9. Node fundamentals: Timers, EventEmitters, Streams and Buffers

In this chapter, I cover the fundamentals - the essential building blocks of Node applications and core modules.

The building blocks of Node applications are:

  • Streams Readable and writable streams an alternative way of interacting with (file|network|process) I/O.
  • Buffers Buffers provide a binary-friendly, higher-performance alternative to strings by exposing raw memory allocation outside the V8 heap.
  • Events Many Node.js core libraries emit events. You can use EventEmitters to implement this pattern in your own applications.
  • Timers setTimeout for one-time delayed execution of code, setInterval for periodically repeating execution of code
  • C/C++ Addons Provide the capability to use your own or 3rd party C/C++ libraries from Node.js

Note that I will not cover C/C++ addons, as this goes beyond the scope of the book.

9.1 Timers

The timers library consists of four global functions:

setTimeout(callback, delay, [arg], [...])Schedule the execution of the given callback after delay milliseconds. Returns a timeoutId for possible use with clearTimeout(). Optionally, you can also pass arguments to the callback.
setInterval(callback, delay, [arg], [...])Schedule the repeated execution of callback every delay milliseconds. Returns a intervalId for possible use with clearInterval(). Optionally, you can also pass arguments to the callback.
clearTimeout(timeoutId)Prevents a timeout from triggering.
clearInterval(intervalId)Stops an interval from triggering.

These functions can be used to schedule callbacks for execution. The setTimeout function is useful for performing housekeeping tasks, such as saving the state of the program to disk after a particular interval. The same functions are available in all major browsers:

// setting a timeout
setTimeout(function() {
  console.log('Foo');
}, 1000);
// Setting and clearing an interval
var counter = 0;
var interval = setInterval( function() {
  console.log('Bar', counter);
  counter++;
  if (counter >= 3) {
    clearInterval(interval);
  }
}, 1000);

While you can set a timeout or interval using a string argument (e.g. setTimeout(‘longRepeatedTask’, 5000), this is a bad practice since the string has to be dynamically evaluated (like using the eval() function, which is not recommended). Instead, use a variable or a named function as instead of a string.

Remember that timeouts and intervals are only executed when the execution is passed back to the Node event loop, so timings are not necessarily accurate if you have a long-running blocking task. So a long, CPU-intensive task which takes longer than the timeout/interval time will prevent those tasks from being run at their scheduled times.

9.2 EventEmitters

event.EventEmitter is a class which is used to provide a consistent interface for emitting (triggering) and binding callbacks to events. It is used internally in many of the Node core libraries and provides a solid foundation to build event-based classes and applications.
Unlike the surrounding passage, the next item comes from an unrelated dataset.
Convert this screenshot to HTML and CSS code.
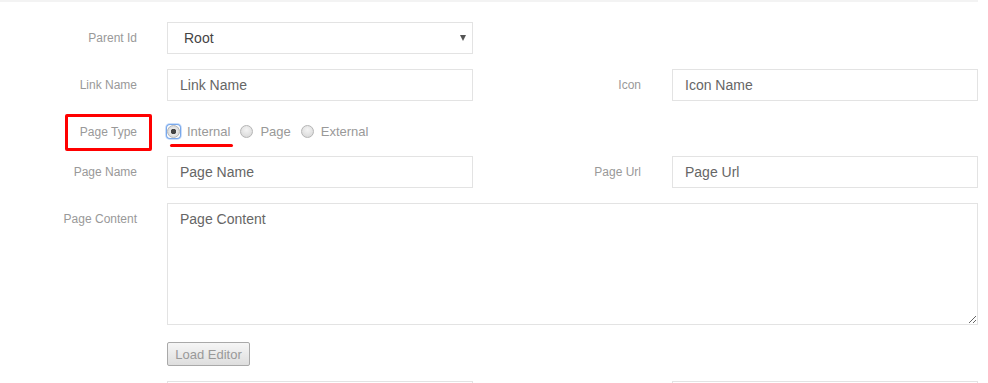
FILE: index.html
```html
<!DOCTYPE html>
<html lang="en">
<head>
    <meta charset="UTF-8">
    <meta name="viewport" content="width=device-width, initial-scale=1.0">
    <title>Menu Link Form</title>
    <link rel="stylesheet" href="styles.css">
</head>
<body>
    <form class="link-form">
        <!-- Parent -->
        <div class="form-row">
            <label class="form-label">Parent Id</label>
            <div class="select-wrap">
                <select class="form-control">
                    <option>Root</option>
                </select>
            </div>
        </div>

        <!-- Link name / icon -->
        <div class="form-row">
            <label class="form-label">Link Name</label>
            <input class="form-control" type="text" placeholder="Link Name">
            <label class="form-label second">Icon</label>
            <input class="form-control" type="text" placeholder="Icon Name">
        </div>

        <!-- Page type -->
        <div class="form-row radio-row">
            <div class="form-label"><span class="marked">Page Type</span></div>
            <div class="radio-group">
                <label class="radio-inline first">
                    <span class="focus-ring"><input type="radio" name="pageType" checked></span>
                    Internal
                    <span class="underline"></span>
                </label>
                <label class="radio-inline"><input type="radio" name="pageType"> Page</label>
                <label class="radio-inline"><input type="radio" name="pageType"> External</label>
            </div>
        </div>

        <!-- Page name / url -->
        <div class="form-row">
            <label class="form-label">Page Name</label>
            <input class="form-control" type="text" placeholder="Page Name">
            <label class="form-label second">Page Url</label>
            <input class="form-control" type="text" placeholder="Page Url">
        </div>

        <!-- Content -->
        <div class="form-row top">
            <label class="form-label">Page Content</label>
            <textarea class="form-control wide" placeholder="Page Content"></textarea>
        </div>

        <div class="form-row offset">
            <button type="button" class="btn-load" disabled>Load Editor</button>
        </div>

        <div class="form-row">
            <label class="form-label"></label>
            <input class="form-control" type="text">
            <label class="form-label second"></label>
            <input class="form-control" type="text">
        </div>
    </form>
</body>
</html>
```

FILE: styles.css
```css
body {
    margin: 0;
    font-family: "Liberation Sans", Arial, sans-serif;
    background: #fff;
}

.link-form {
    width: 978px;
    border-top: 2px solid #f3f3f3;
    padding-top: 20px;
}

.form-row {
    display: flex;
    align-items: center;
    margin-bottom: 15px;
}

.form-row.top {
    align-items: flex-start;
}

.form-row.top .form-label {
    padding-top: 9px;
}

.form-row.offset {
    padding-left: 167px;
}

.form-label {
    box-sizing: border-box;
    width: 167px;
    padding-right: 30px;
    text-align: right;
    font-size: 12px;
    color: #999;
}

.form-label.second {
    width: 199px;
    padding-right: 31px;
}

.form-control {
    box-sizing: border-box;
    width: 306px;
    height: 32px;
    padding: 0 12px;
    border: 1px solid #e3e3e3;
    border-radius: 0;
    background: #fff;
    font-family: inherit;
    font-size: 14px;
    color: #555;
    outline: none;
}

.form-control::placeholder {
    color: #666;
}

.select-wrap {
    position: relative;
}

.select-wrap select {
    appearance: none;
    -webkit-appearance: none;
    padding-left: 16px;
    color: #444;
}

.select-wrap::after {
    content: "";
    position: absolute;
    right: 7px;
    top: 13px;
    border-left: 3.5px solid transparent;
    border-right: 3.5px solid transparent;
    border-top: 6px solid #555;
}

textarea.form-control.wide {
    width: 811px;
    height: 122px;
    padding: 6px 12px;
    line-height: 18px;
    resize: both;
}

/* page type */
.radio-row {
    padding-top: 5px;
}

.marked {
    display: inline-block;
    border: 3px solid #f00;
    border-radius: 2px;
    padding: 8px 12px;
    margin: -7px -15px -10px 0;
    line-height: 15px;
}

.radio-group {
    display: flex;
    align-items: center;
    height: 20px;
    font-size: 13px;
    color: #999;
}

.radio-inline {
    position: relative;
    display: flex;
    align-items: center;
    margin-right: 10px;
}

.radio-inline input {
    appearance: none;
    -webkit-appearance: none;
    box-sizing: border-box;
    width: 13px;
    height: 13px;
    margin: 0 7px 0 0;
    border: 1px solid #b5b5b5;
    border-radius: 50%;
    background: radial-gradient(circle at 50% 35%, #f4f4f4, #d4d4d4);
}

.radio-inline input:checked {
    background: radial-gradient(circle, #444 0 2.5px, #e9e9e9 3px, #cfcfcf);
}

.focus-ring {
    display: flex;
    margin-right: 7px;
    border-radius: 3px;
    box-shadow: 0 0 0 1px rgba(94, 150, 230, 0.75), 0 0 0 2px rgba(150, 190, 245, 0.5);
}

.focus-ring input {
    margin: 0;
}

.underline {
    position: absolute;
    left: 3px;
    right: -3px;
    top: 20px;
    height: 3px;
    border-radius: 2px;
    background: #f00;
}

.btn-load {
    width: 83px;
    height: 24px;
    padding: 0 6px;
    border: 1px solid #a9a9a9;
    border-radius: 2px;
    background: linear-gradient(#f6f6f6, #dedede);
    font-family: inherit;
    font-size: 13px;
    color: #999;
    margin-top: 2px;
}
```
Using EventEmitters in your own objects

To create a class which extends EventEmitter, you can use utils.inherit():

var EventEmitter = require(‘events’).EventEmitter;
var util = require(‘util’);
// create the class
var MyClass = function () { … }
// augment the prototype using util.inherits
util.inherits(MyClass, EventEmitter);
MyClass.prototype.whatever = function() { … }

Adding listeners

EventEmitters allow you to add listeners - callbacks - to any arbitrarily named event (except newListener, which is special in EventEmitter). You can attach multiple callbacks to a single event, providing for flexibility. To add a listener, use EventEmitter.on(event, listener) or EventEmitter.addListener(event, listener) - they both do the same thing:

var obj = new MyClass();
obj.on(‘someevent’, function(arg1) { … });

You can use EventEmitter.once(event, listener) to add a callback which will only be triggered once, rather than every time the event occurs. This is a good practice, since you should keep the number of listeners to a minimum (in fact, if you have over 10 listerners, EventEmitter will warn you that you need to call emitter.setMaxListeners).

Triggering events

To trigger an event from your class, use EventEmitter.emit(event, [arg1], [arg2], [...]):

MyClass.prototype.whatever = function() {
  this.emit(‘someevent’, ‘Hello’, ‘World’);
};

The emit function takes an unlimited number of arguments, and passes those on to the callback(s) associated with the event. You can remove event listeners using EventEmitter.removeListener(event, listener) or EventEmitter.removeAllListeners(event), which remove either one listener, or all the listeners associated with a particular event.

How EventEmitters work

Now that you have seen the API exposed by EventEmitters, how would something like this be implemented? While there are many things to take care of, the simplest "EventEmitter" would be an object hash containing functions:

var SimpleEE = function() {
  this.events = {};
};
SimpleEE.prototype.on = function(eventname, callback) {
  this.events[eventname] || (this.events[eventname] = []);
  this.events[eventname].push(callback);
};
SimpleEE.prototype.emit = function(eventname) {
  var args = Array.prototype.slice.call(arguments, 1);
  if (this.events[eventname]) {
    this.events[eventname].forEach(function(callback) {
      callback.apply(this, args);
    });
  }
};
// Example using the event emitter
var emitter = new SimpleEE();
emitter.on('greet', function(name) {
  console.log('Hello, ' + name + '!' );
});
emitter.on('greet', function(name) {
  console.log('World, ' + name + '!' );
});
['foo', 'bar', 'baz'].forEach(function(name) {
  emitter.emit('greet', name);
});

It's really pretty simple - though the Node core EventEmitter class has many additional features (such as being able to attach multiple callbacks per event, removing listeners, calling listeners only once, performance-related improvements etc.).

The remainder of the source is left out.